I was amused, a little while back, by the Xtian group that got tripped up by it's automatic text-replacement software. When Tyson Gay qualified for the US team, it changed his surname to 'Homosexual' in the story on its web site. This created such marvels as 'Homosexual eases into first place'.
fsjl: Better you comment on the zenophobia than me. It's all about attitude, isn't it? They taught us when I did my Dip. Ed – and I DID learn stuff that year – that education was about skills and knowledge, yes, but more about attitudes and values. An educated police force isn't trigger and taser happy. At very least, an educated cadre of journalists and commentators does not let its zenophobia SHOW! As for your ostensibly Xian group, and its lovely serendipitous headline about Mr Gay, who says God doesn't have a sense of humour? (It occurs to me that Mr Gay could sue them for any number of things, including invasion of privacy...)
Education is about how you handle the world, which involves having a lot of tools inside your head for doing so.
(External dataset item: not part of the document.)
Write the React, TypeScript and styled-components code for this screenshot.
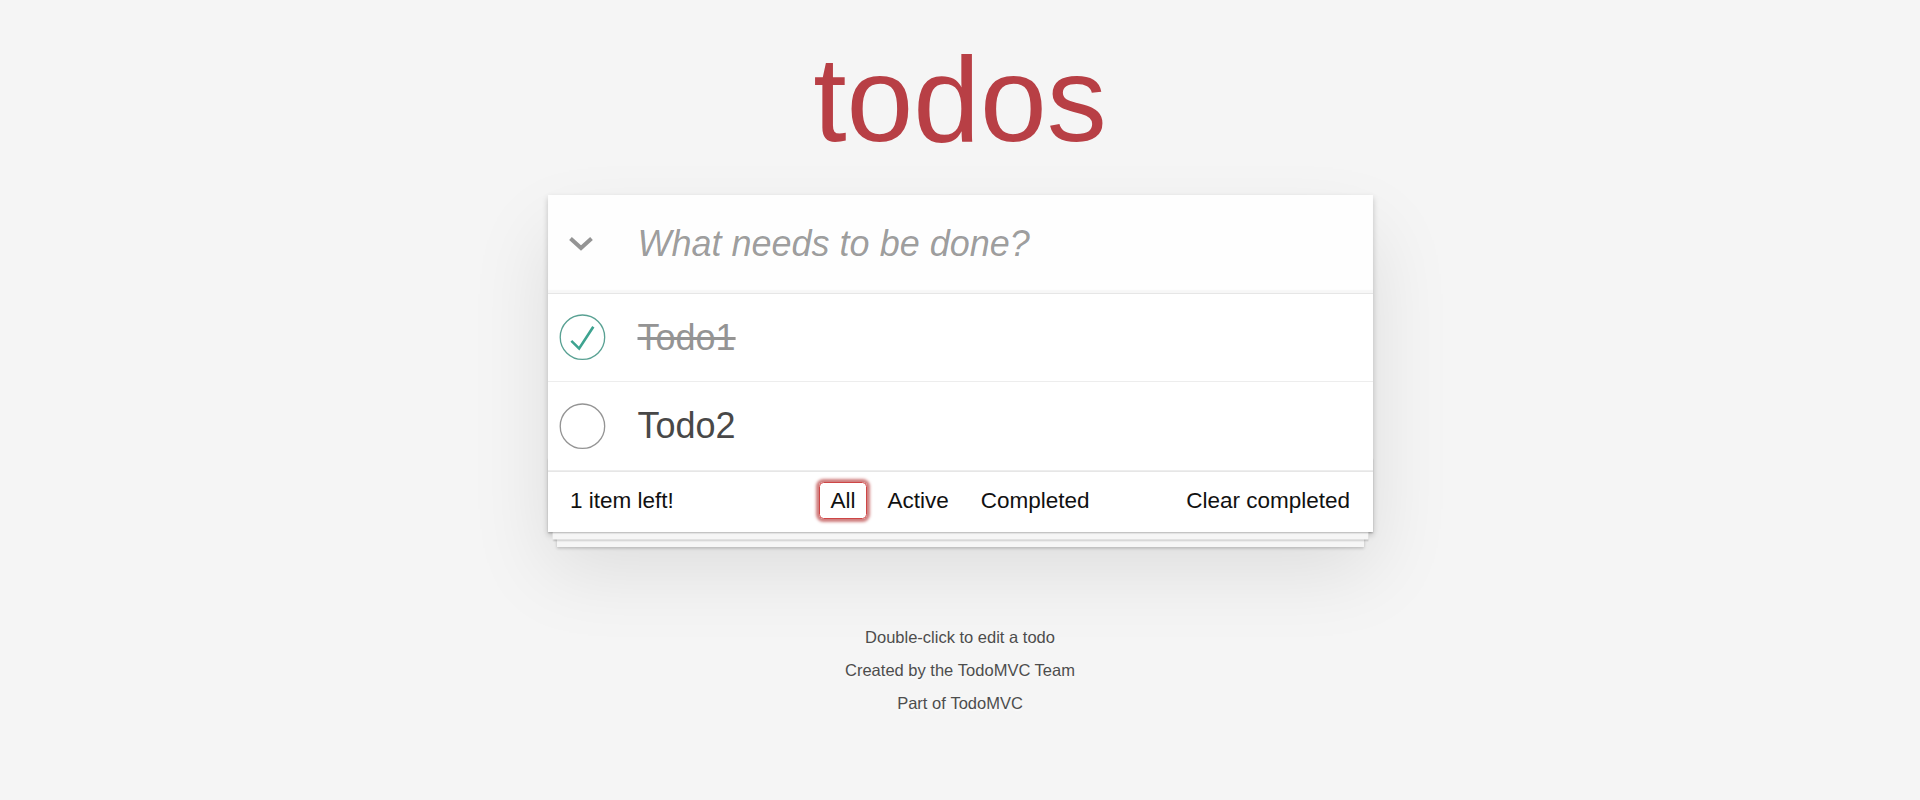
import React from "react";
import styled, { createGlobalStyle, css } from "styled-components";

const GlobalStyle = createGlobalStyle`
  html, body {
    margin: 0;
    padding: 0;
  }
  body {
    background: #f5f5f5;
    color: #111111;
    font-family: "Liberation Sans", Arial, Helvetica, sans-serif;
    font-size: 21px;
    line-height: 29.4px;
    font-weight: 300;
    -webkit-font-smoothing: antialiased;
  }
`;

const Page = styled.div`
  width: 825px;
  margin: 0 auto;
`;

const Title = styled.h1`
  margin: 0;
  padding-top: 39px;
  font-size: 120px;
  line-height: 120px;
  font-weight: 200;
  text-align: center;
  color: #b83f45;
  text-rendering: optimizeLegibility;
`;

const TodoApp = styled.section`
  position: relative;
  margin-top: 36px;
  background: #ffffff;
  box-shadow: 0 3px 6px 0 rgba(0, 0, 0, 0.2), 0 37.5px 75px 0 rgba(0, 0, 0, 0.1);
`;

const Header = styled.header`
  display: flex;
  align-items: stretch;
  height: 97.5px;
  background: rgba(0, 0, 0, 0.003);
  box-shadow: inset 0 -3px 1.5px rgba(0, 0, 0, 0.03);
`;

const ToggleAll = styled.label`
  flex: 0 0 67.5px;
  display: flex;
  align-items: center;
  justify-content: center;
  color: #949494;
  cursor: pointer;
`;

const NewTodo = styled.input`
  flex: 1;
  min-width: 0;
  margin: 0;
  padding: 24px 24px 24px 22.5px;
  border: none;
  outline: none;
  background: transparent;
  font-family: inherit;
  font-size: 36px;
  line-height: 50.4px;
  font-weight: 400;
  color: #111111;
  box-sizing: border-box;

  &::placeholder {
    font-style: italic;
    font-weight: 400;
    color: rgba(0, 0, 0, 0.4);
  }
`;

const Main = styled.section`
  position: relative;
  z-index: 2;
  border-top: 1px solid #e6e6e6;
`;

const TodoList = styled.ul`
  margin: 0;
  padding: 0;
  list-style: none;
`;

const TodoItem = styled.li`
  display: flex;
  align-items: center;
  font-size: 36px;
  border-bottom: 1px solid #ededed;
`;

const ToggleIcon = styled.svg`
  flex: 0 0 60px;
  width: 60px;
  height: 60px;
  display: block;
`;

const TodoLabel = styled.label<{ $completed?: boolean }>`
  flex: 1;
  display: block;
  padding: 22px 22.5px 22.5px 30px;
  line-height: 1.2;
  font-weight: 400;
  color: #484848;
  word-break: break-all;
  ${(p) =>
    p.$completed &&
    css`
      color: #949494;
      text-decoration: line-through;
    `}
`;

const Footer = styled.footer`
  display: grid;
  grid-template-columns: 1fr auto 1fr;
  grid-template-rows: 30px;
  align-items: center;
  height: 30px;
  padding: 14px 22.5px 16px;
  font-size: 22.5px;
  border-top: 1px solid #e6e6e6;

  &::before {
    content: "";
    position: absolute;
    right: 0;
    bottom: 0;
    left: 0;
    height: 75px;
    overflow: hidden;
    pointer-events: none;
    box-shadow: 0 1.5px 1.5px rgba(0, 0, 0, 0.2), 0 12px 0 -4.5px #f6f6f6,
      0 13.5px 1.5px -4.5px rgba(0, 0, 0, 0.2), 0 24px 0 -9px #f6f6f6,
      0 25.5px 3px -9px rgba(0, 0, 0, 0.2);
  }
`;

const Count = styled.span`
  justify-self: start;
  line-height: 29.4px;
  position: relative;
`;

const Filters = styled.ul`
  display: flex;
  margin: 0;
  padding: 0;
  list-style: none;
  position: relative;
`;

const FilterItem = styled.li`
  display: block;
`;

const FilterLink = styled.a<{ $selected?: boolean }>`
  display: block;
  margin: -3.5px 4.5px;
  padding: 4.5px 10.5px;
  line-height: 26px;
  color: inherit;
  text-decoration: none;
  border: 1px solid transparent;
  border-radius: 4.5px;
  cursor: pointer;
  ${(p) =>
    p.$selected &&
    css`
      border-color: #ce4646;
      box-shadow: 0 0 3px 3px #cf7d7d;
    `}
`;

const ClearButton = styled.button`
  justify-self: end;
  position: relative;
  margin: 0;
  padding: 0;
  border: 0;
  background: none;
  font-family: inherit;
  font-size: 100%;
  font-weight: inherit;
  color: inherit;
  line-height: 28.5px;
  cursor: pointer;
`;

const Info = styled.footer`
  margin: 97.5px auto 0;
  color: #4d4d4d;
  font-size: 16.5px;
  text-shadow: 0 1.5px 0 rgba(255, 255, 255, 0.5);
  text-align: center;
`;

const InfoLine = styled.p`
  margin: 16.5px 0;
  line-height: 1;
`;

const InfoLink = styled.a`
  color: inherit;
  text-decoration: none;
  font-weight: 400;
`;

const ChevronDown = () => (
  <svg width="26" height="16" viewBox="0 0 26 16" aria-hidden="true">
    <polyline
      points="2.5,2.5 13,12 23.5,2.5"
      fill="none"
      stroke="currentColor"
      strokeWidth="4"
      strokeLinecap="butt"
      strokeLinejoin="miter"
    />
  </svg>
);

const Toggle = ({ checked }: { checked: boolean }) => (
  <ToggleIcon viewBox="-10 -18 100 135" aria-hidden="true">
    <circle
      cx="50"
      cy="50"
      r="50"
      fill="none"
      stroke={checked ? "#59A193" : "#949494"}
      strokeWidth="3"
    />
    {checked && <path fill="#3EA390" d="M72 25L42 71 27 56l-4 4 20 20 34-52z" />}
  </ToggleIcon>
);

const todos = [
  { id: 1, title: "Todo1", completed: true },
  { id: 2, title: "Todo2", completed: false },
];

export default function App() {
  return (
    <>
      <GlobalStyle />
      <Page>
        <Title>todos</Title>
        <TodoApp>
          <Header>
            <ToggleAll aria-label="Toggle All Input">
              <ChevronDown />
            </ToggleAll>
            <NewTodo placeholder="What needs to be done?" />
          </Header>
          <Main>
            <TodoList>
              {todos.map((t) => (
                <TodoItem key={t.id}>
                  <Toggle checked={t.completed} />
                  <TodoLabel $completed={t.completed}>{t.title}</TodoLabel>
                </TodoItem>
              ))}
            </TodoList>
          </Main>
          <Footer>
            <Count>1 item left!</Count>
            <Filters>
              <FilterItem>
                <FilterLink $selected>All</FilterLink>
              </FilterItem>
              <FilterItem>
                <FilterLink>Active</FilterLink>
              </FilterItem>
              <FilterItem>
                <FilterLink>Completed</FilterLink>
              </FilterItem>
            </Filters>
            <ClearButton>Clear completed</ClearButton>
          </Footer>
        </TodoApp>
        <Info>
          <InfoLine>Double-click to edit a todo</InfoLine>
          <InfoLine>
            Created by the <InfoLink>TodoMVC Team</InfoLink>
          </InfoLine>
          <InfoLine>
            Part of <InfoLink>TodoMVC</InfoLink>
          </InfoLine>
        </Info>
      </Page>
    </>
  );
}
At least that's what I think. Xenophobia tends to restrict the toolkit.
I see that the young women of Jamaica have done better than the young men at the 100 metres. http://news.bbc.co.uk/sport2/hi/olympics/athletics/7566834.stm
Gold and two silvers, that's excellent.
the US media really outdoes itself come olympic time. I remember as a child I thought Carl Lewis was the greatest thing ever because we used to get the american coverage of the 1984 and 1988 olympics. I mean carl lewis his sister, flo jo, jackie joyner kersey and all the other US olympians had this mythology built around them and as a kid i completely bought into it.
now I look at their coverage more objectively but the same mythologies are built into every word spoken about michael phelps and the US athletes so if they lose we are led to believe one they were overcoming incredible odds just to get their anyways which is in itself quite fully when you realize that unlike athletes in many other countries who train and then have to make a living most of the US athletes are full time athletes sponsored for thousands if not millions per year. two the other countries must be cheating or using some special techniques that are somehow less than honest or sending in underage gymnists etc. or three the other countries have some inate inborn affinity for the event in question which the US does not have. no way can they just be athletes who put in as much work as the US athletes but perform better on that day. none. thats just not credible to the american media.
Hi jdid: I think you have analyzed it just about right. That's why I think it's important to call people on these things. Our athletes are not the products of a factory. That simply isn't true. That's probably why they have done so splendidly. There's no heart in a factory, no challenge, no exhilaration. I think there may well be a case for examining other countries, to see whether they don't regard their athletes as commodities 'produced' on a manufacturing line. Nobody, anywhere ought to be regarded in that way, nor treated in that way – though I often think that, quite apart from sports, some people organizing educational systems in the north have been – indeed, ARE busily adopting the factory approach!